The best way to do what you're trying to do is to use a solution similar to what someone here already suggested: use the gksudo command. However, because it's tedious to constantly open a terminal to type the full command, create a shell (.sh) file instead.

1) Open a text editor (something like gedit, leafpad, kate, etc.) and type in the following:

gksudo nautilus /opt/lampp/htdocs

2) Save the file on your Desktop as htdocs_open.sh

3) Open the terminal and type the following (this will change directories to the Desktop, where the above file, htdocs_open.sh, is saved.):

cd Desktop

4) The type in the following (this will make your .sh file executable):

chmod +x htdocs_open.sh

5) Close your terminal and then look for your file, htdocs_open.sh, on your desktop. Double click on it. A window will pop-up asking for your password. When you type it in the xampp htdocs folder will open along with root privileges.

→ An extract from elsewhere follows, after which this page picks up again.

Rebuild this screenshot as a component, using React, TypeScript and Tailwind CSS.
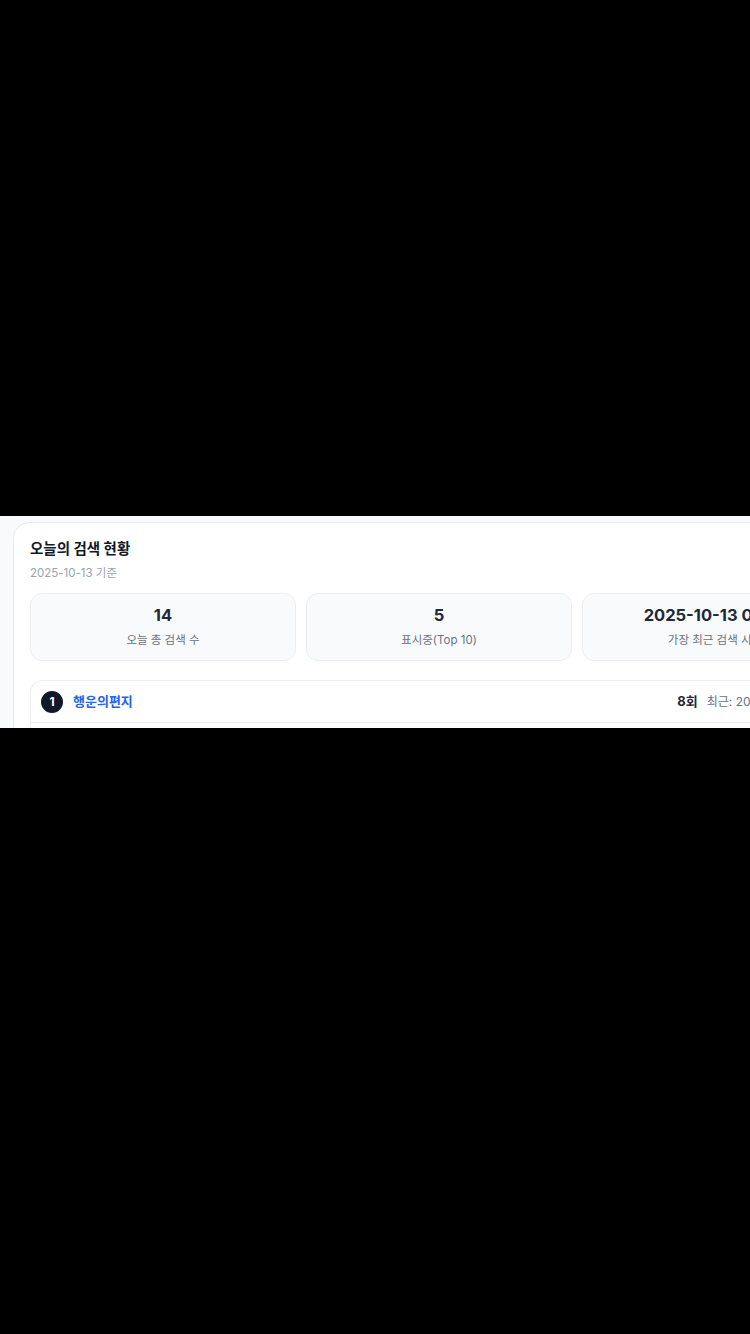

Additional note! Since you are using Xampp on Linux, it might be convienient for you to also repeat the above steps using these codes:

To start Xampp:

gksudo /opt/lampp lampp start

To stop Xampp:

gksudo /opt/lampp lampp stop

To open a text editor (gedit is used here) as root. This will allow you to save to the htdocs folder because opening gedit as root means you can save into the htdocs folder as root.

gksudo gedit

Remember! You will need to make the .sh file executable by running the chmod +x command.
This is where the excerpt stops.